Issue (i): Whether the reopening of the assessments and the notices under section 143(2) issued in reassessment proceedings were valid.
Analysis: The earlier reassessment issue was covered by the Supreme Court decision in Rajesh Jhaveri Stock Brokers P. Ltd. The governing principle applied was that reopening based on escapement of income and the related notice requirements had to be tested in the light of that authority. On that basis, the challenge to reopening and to the validity of the reassessment notices could not be sustained.
Conclusion: The issue was decided in favour of the Revenue and against the assessee.
Issue (ii): Whether the assessee was entitled to the concessional tax treatment under Chapter XII-A, including section 115E, on the basis of his residential status and the nature of the investment income.
Analysis: The assessee's actual residential status was examined on the facts, including his long residence outside India, the later return to India, and the character of the remittances and deposits. The wrong description in the return did not alter the factual position. Applying section 6(6)(a), the assessee was found to be not ordinarily resident during the relevant years and, on that footing, fell within the class entitled to the benefit intended for non-resident Indians. The Court also accepted that the investment income from the bank deposits was covered by the special scheme under Chapter XII-A and that the procedural declaration relied on by the Revenue did not defeat the substantive entitlement.
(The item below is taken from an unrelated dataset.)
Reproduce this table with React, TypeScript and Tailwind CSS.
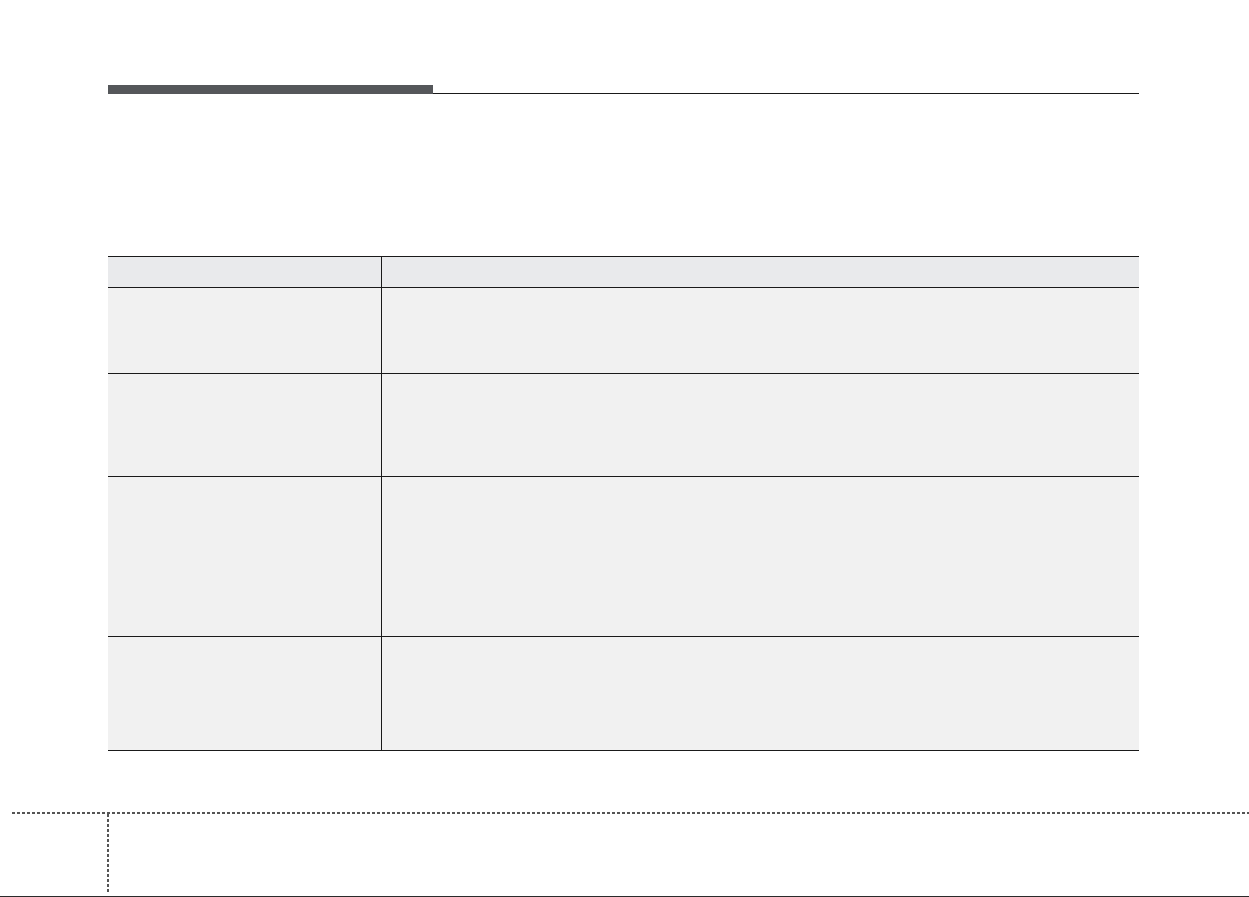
export default function App() {
	const rows = [
		{ h: "h-[85px]" },
		{ h: "h-[102px]" },
		{ h: "h-[159px]" },
		{ h: "h-[113px]" },
	];

	return (
		<div className="w-[1249px] h-[897px] bg-white flex flex-col font-['Liberation_Sans',sans-serif]">
			{/* section heading rule */}
			<div className="mt-[85px] ml-[108px] mr-[110px] flex items-end">
				<div className="w-[325px] h-[9px] bg-[#55575a]" />
				<div className="flex-1 h-px bg-[#1a1a1a]" />
			</div>

			{/* table */}
			<div className="mt-[162px] ml-[108px] mr-[110px] border-t border-[#1a1a1a]">
				<div className="grid grid-cols-[274px_1fr] h-[31px] bg-[#e9eaec] border-b border-[#1a1a1a]">
					<div className="border-r border-[#1a1a1a]" />
					<div />
				</div>
				{rows.map((r, i) => (
					<div
						key={i}
						className={`grid grid-cols-[274px_1fr] ${r.h} box-content bg-[#f1f1f1] border-b border-[#1a1a1a]`}>
						<div className="border-r border-[#1a1a1a]" />
						<div />
					</div>
				))}
			</div>

			{/* page footer guides */}
			<div className="mt-[61px] ml-[12px] h-[2px] bg-[repeating-linear-gradient(to_right,#555_0_3px,transparent_3px_5px)]" />
			<div className="ml-[107px] w-[2px] h-[80px] bg-[repeating-linear-gradient(to_bottom,#555_0_3px,transparent_3px_5px)]" />
			<div className="mt-auto h-px bg-[#2a2a2a]" />
		</div>
	);
}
Conclusion: The issue was decided against the Revenue and in favour of the assessee.
Final Conclusion: The reassessment challenge failed, but the assessee's claim to concessional treatment on the facts of residence and investment income was upheld, leaving the appeals only partly successful.
Ratio Decidendi: In reassessment matters, reopening and notice validity are governed by the applicable reassessment principles, while entitlement to concessional treatment for non-resident Indian income depends on the assessee's residential status and the substantive statutory conditions, not merely on an erroneous declaration in the return.